Investment income decreased 2.8 percent to $11,149,000 in the second quarter of 2012 from $11,473,000 in the second quarter of 2011. For the first six months of 2012, investment income decreased 5.3 percent to $22,305,000 from $23,552,000 in 2011.

“Investment income continues to decline as a result of the low interest rate environment that has persisted for the past several years,” stated Kelley. “We are actively pursuing ways to minimize the decline in investment income without increasing overall risk, such as the implementation of our new equity strategy, which emphasizes dividend income. Those efforts have been successful, and we are currently projecting that the year-to-year decline in investment income will be less than two percent by the end of the year.”

Net realized investment losses totaled $740,000 ($0.06 per share) for the second quarter of 2012, compared to net realized investment gains of $1,105,000 ($0.09 per share) in 2011. For the first six months of 2012, net realized investment gains totaled $5,057,000 ($0.39 per share), compared to $6,473,000 ($0.50 per share) in 2011.

During the second quarter of 2012, the Company recognized $126,000 ($0.01 per share after tax) of “other-than-temporary” investment impairment losses, compared to $670,000 ($0.03 per share after tax) in the second quarter of 2011. For the first six months of 2012, “other-than-temporary” investment impairment losses totaled $126,000 ($0.01 per share after tax) compared to $916,000 ($0.05 per share after tax) in 2011. These amounts are included in the net realized investment gains/losses disclosed above. The “other-than-temporary” investment impairment losses recognized during the second quarter of 2012 were associated with two equity securities.

The Company’s GAAP combined ratio was 113.9 percent in the second quarter of 2012, compared to 133.5 percent in the second quarter of 2011. For the first six months of 2012, the Company’s GAAP combined ratio was 103.2 percent compared to 123.4 percent in 2011.

At June 30, 2012, consolidated assets totaled $1.2 billion, including $1.1 billion in the investment portfolio, and stockholders’ equity totaled $374.7 million, an increase of 6.4 percent from December 31, 2011. Net book value of the Company’s stock increased to $29.08 per share from $27.37 per share at December 31, 2011. Book value excluding accumulated other comprehensive income increased to $26.14 per share from $25.25 per share at December 31, 2011.

Based on actual results for the first six months of 2012 and management’s expectations for the remainder of the year, management is reaffirming its 2012 operating income guidance in the range of $1.30 to $1.55 per share. This range is based on a projected GAAP combined ratio of 104.9 percent for the year.
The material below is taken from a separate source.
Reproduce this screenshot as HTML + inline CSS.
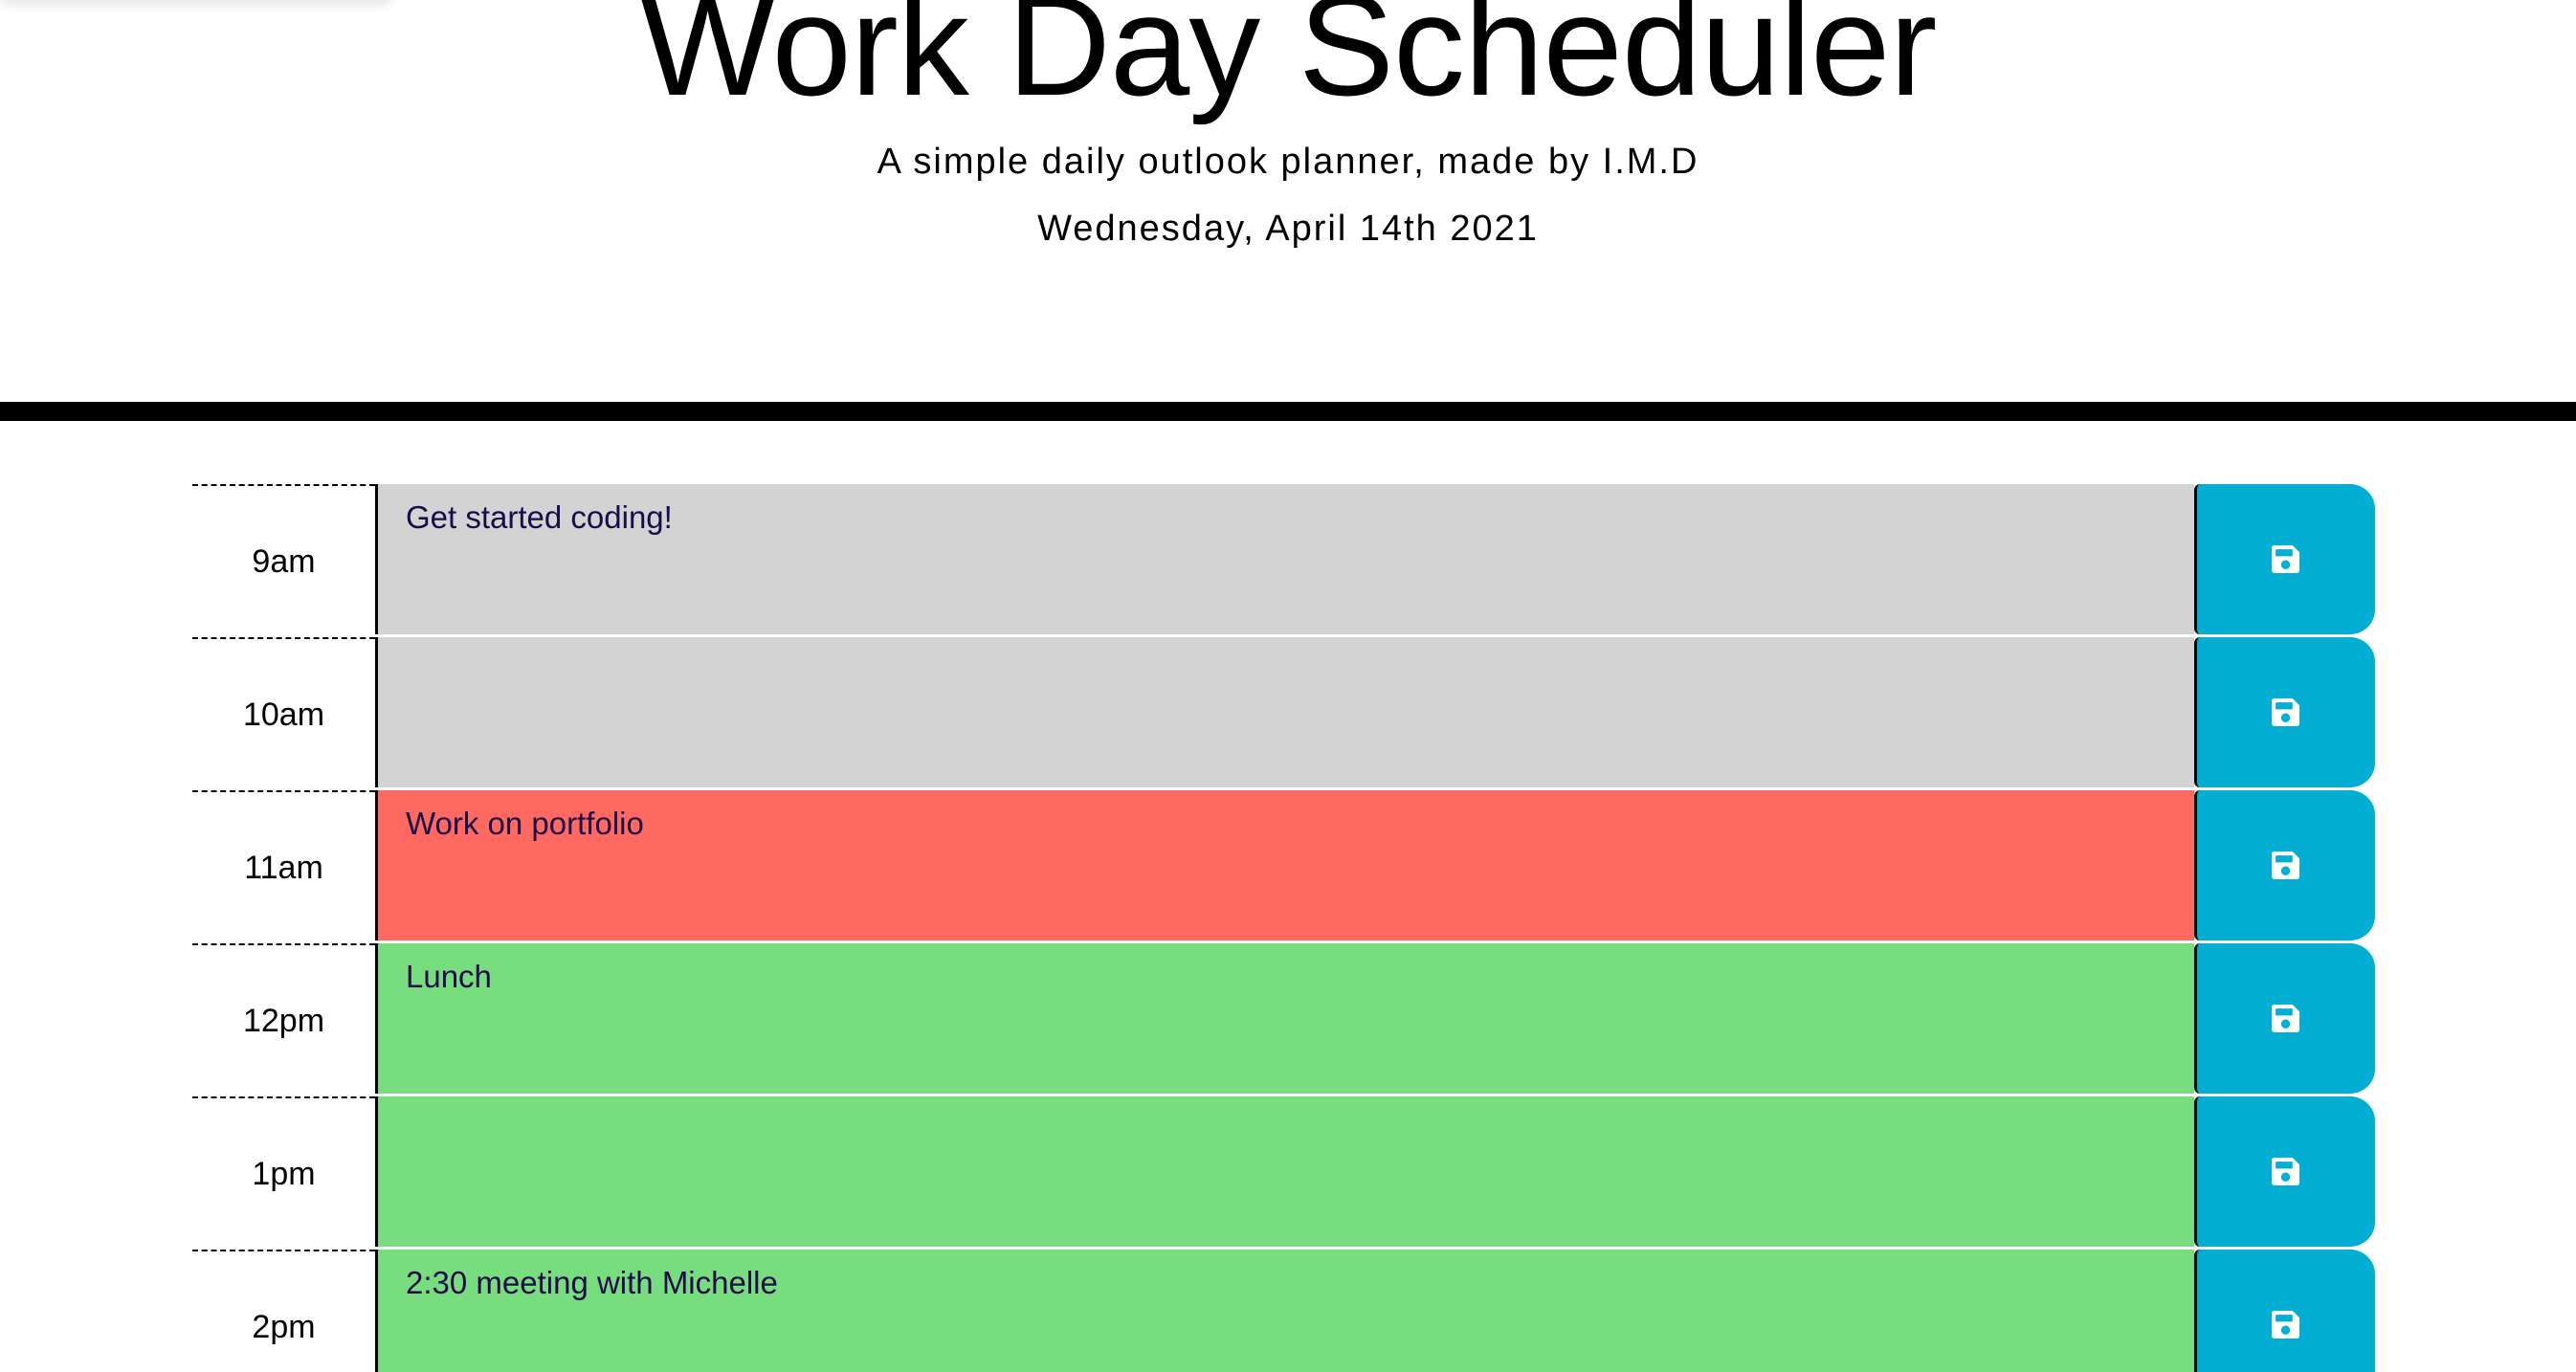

As previously disclosed, on November 3, 2011 the Company’s board of directors authorized a new $15 million stock repurchase program. This program became effective immediately and does not have an expiration date. The timing and terms of the purchases are determined by management based on market conditions and are conducted in accordance with the applicable rules of the Securities and Exchange Commission. Common stock repurchased under this new program will be retired by the Company. No shares were repurchased under this new program during the first six months of 2012.
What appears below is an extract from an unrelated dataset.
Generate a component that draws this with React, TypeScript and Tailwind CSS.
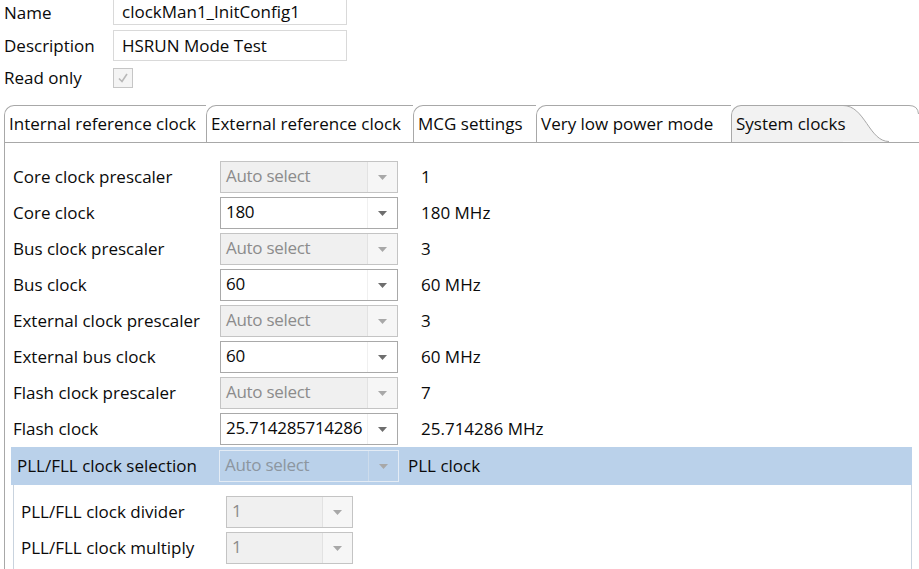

The Company’s parent organization, Employers Mutual Casualty Company, currently has a stock purchase program in place, with about $4.5 million of its $15 million authorization remaining. This program has been dormant and will remain so while the Company’s new repurchase program is active.

The Company will hold an earnings teleconference call at 11:00 a.m. eastern daylight saving time on August 7, 2012 to allow securities analysts, stockholders and other interested parties the opportunity to hear management discuss the Company’s results for the quarter, as well as its expectations for the remainder of the year. Dial-in information for the call is toll-free 1-877-407-9205 (International: 1-201-689-8054). The event will be archived and available for digital replay through November 5, 2012. The replay access information is toll-free 1-877-660-6853 (International: 1-201-612-7415); passcodes required for playback: account number 286 and conference ID number 397352.
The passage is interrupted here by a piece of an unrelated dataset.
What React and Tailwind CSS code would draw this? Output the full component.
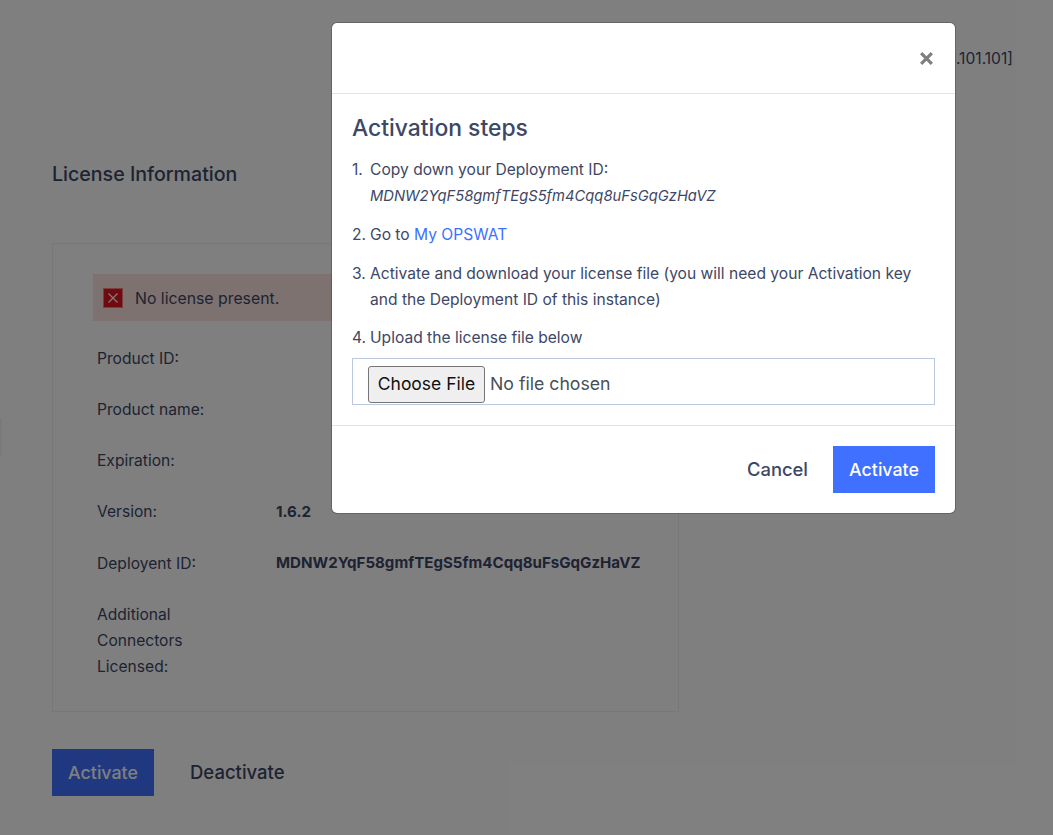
import React from 'react';

const ROWS = [
    { label: 'Product ID:', value: '' },
    { label: 'Product name:', value: '' },
    { label: 'Expiration:', value: '' },
    { label: 'Version:', value: '1.6.2' },
    { label: 'Deployent ID:', value: 'MDNW2YqF58gmfTEgS5fm4Cqq8uFsGqGzHaVZ' },
];

const App = () => {
    return (
        <div className="relative h-[835px] w-[1053px] overflow-hidden bg-white font-['Inter',sans-serif] text-[15.6px] text-[#3d4766]">
            {/* page under the overlay */}
            <div className="flex h-full flex-col pl-[52px] pr-[40px] pt-[47px]">
                <div className="h-[24px] text-right leading-[24px]">[101.101.101.101]</div>
                <h2 className="mt-[91px] text-[19.6px] font-medium leading-[24px]">License Information</h2>
                <div className="mt-[57px] h-[469px] w-[627px] border border-[#f0f0f0] pl-[40px] pr-[39px] pt-[30px]">
                    <div className="flex h-[47px] items-center gap-[12px] bg-[#fbe5e0] pl-[10px]">
                        <span className="flex h-[20px] w-[20px] items-center justify-center border border-[#f08080] bg-[#e0141c] text-white">
                            <svg width="12" height="12" viewBox="0 0 12 12" fill="none" stroke="currentColor" strokeWidth="1.2">
                                <path d="M1.5 1.5l9 9M10.5 1.5l-9 9" />
                            </svg>
                        </span>
                        <span className="pt-[2px] text-[15.8px]">No license present.</span>
                    </div>
                    <div className="mt-[12px] flex flex-col pl-[4px]">
                        {ROWS.map(row => (
                            <div key={row.label} className="flex h-[51.2px] items-center">
                                <div className="w-[179px] shrink-0">{row.label}</div>
                                <div className="text-[15.1px] font-bold">{row.value}</div>
                            </div>
                        ))}
                        <div className="mt-[12.6px] w-[120px] leading-[26px]">Additional Connectors Licensed:</div>
                    </div>
                </div>
                <div className="mt-[37px] flex items-center gap-[36px]">
                    <button className="h-[47px] w-[102px] bg-[#4070ff] pt-px text-[17.8px] font-medium text-white">Activate</button>
                    <button className="text-[18.5px] font-medium">Deactivate</button>
                </div>
            </div>

            <div className="absolute left-0 top-[418px] h-[38px] w-[2px] bg-[#f4f4f4]"></div>

            {/* overlay */}
            <div className="absolute inset-0 bg-black/50"></div>

            {/* modal */}
            <div className="absolute left-[331px] top-[22px] w-[625px] rounded-[6px] border border-black/20 bg-white bg-clip-padding">
                <div className="flex h-[71px] items-start justify-end border-b border-[#e3e3e3] pr-[21px] pt-[28px]">
                    <svg width="15" height="15" viewBox="0 0 14 14" fill="none" stroke="#7f7f7f" strokeWidth="3">
                        <path d="M2 2l10 10M12 2L2 12" />
                    </svg>
                </div>
                <div className="border-b border-[#e3e3e3] px-[20px] pb-[20px] pt-[21px]">
                    <h3 className="text-[22.9px] font-medium leading-[27px]">Activation steps</h3>
                    <ol className="mt-[15px] leading-[26px]">
                        <li className="flex">
                            <span className="w-[18px]">1.</span>
                            <span>
                                Copy down your Deployment ID:
                                <br />
                                <em className="text-[14.75px]">MDNW2YqF58gmfTEgS5fm4Cqq8uFsGqGzHaVZ</em>
                            </span>
                        </li>
                        <li className="mt-[13px] flex">
                            <span className="w-[18px]">2.</span>
                            <span>Go to <a className="text-[#4070ff]">My OPSWAT</a></span>
                        </li>
                        <li className="mt-[13px] flex">
                            <span className="w-[18px]">3.</span>
                            <span className="w-[560px]">Activate and download your license file (you will need your Activation key and the Deployment ID of this instance)</span>
                        </li>
                        <li className="mt-[12px] flex">
                            <span className="w-[18px]">4.</span>
                            <span>Upload the license file below</span>
                        </li>
                    </ol>
                    <div className="mt-[7px] flex h-[47px] items-start gap-[5px] border border-[#bcc7e0] pl-[15px] pt-[7px] text-[#495057]">
                        <span className="flex h-[37px] w-[117px] items-center justify-center rounded-[3px] border border-[#767676] bg-[#efefef] text-[17.5px] text-[#111]">Choose File</span>
                        <span className="text-[17.7px] leading-[35px]">No file chosen</span>
                    </div>
                </div>
                <div className="flex h-[87px] items-center justify-end gap-[25px] pr-[20px]">
                    <button className="text-[18.4px] font-medium">Cancel</button>
                    <button className="h-[47px] w-[102px] bg-[#4070ff] pt-px text-[17.8px] font-medium text-white">Activate</button>
                </div>
            </div>
        </div>
    );
};

export default App;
Members of the news media, investors and the general public are invited to access a live webcast of the conference call via the Company’s investor relations page at www.emcins.com/ir. The webcast will be archived and available for replay until November 5, 2012. A transcript of the teleconference will also be available on the Company’s website shortly after the completion of the teleconference.

ABOUT EMCI: EMC Insurance Group Inc. is a publicly held insurance holding company with operations in property and casualty insurance and reinsurance, which was formed in 1974 and became publicly held in 1982. The Company’s common stock trades on the Global Select Market tier of the NASDAQ OMX Stock Market under the symbol EMCI. EMCI’s parent company is Employers Mutual Casualty Company (EMCC). EMCI and EMCC, together with their subsidiary and affiliated companies, conduct operations under the trade name EMC Insurance Companies. Additional information regarding EMC Insurance Companies may be found at www.emcins.com.

FORWARD-LOOKING STATEMENTS: The Private Securities Litigation Reform Act of 1995 provides issuers the opportunity to make cautionary statements regarding forward-looking statements. Accordingly, any forward-looking statement contained in this report is based on management’s current beliefs, assumptions and expectations of the Company’s future performance, taking into account all information currently available to management. These beliefs, assumptions and expectations can change as the result of many possible events or factors, not all of which are known to management. If a change occurs, the Company’s business, financial condition, liquidity, results of operations, plans and objectives may vary materially from those expressed in the forward-looking statements. The risks and uncertainties that may affect the actual results of the Company include, but are not limited to, the following:
  • catastrophic events and the occurrence of significant severe weather conditions;
  • the adequacy of loss and settlement expense reserves;
  • state and federal legislation and regulations;
  • changes in the property and casualty insurance industry, interest rates or the performance of financial markets and the general economy;
  • rating agency actions;
  • “other-than-temporary” investment impairment losses; and
  • other risks and uncertainties inherent to the Company’s business, including those discussed under the heading “Risk Factors” in the Company’s Annual Report on Form 10-K.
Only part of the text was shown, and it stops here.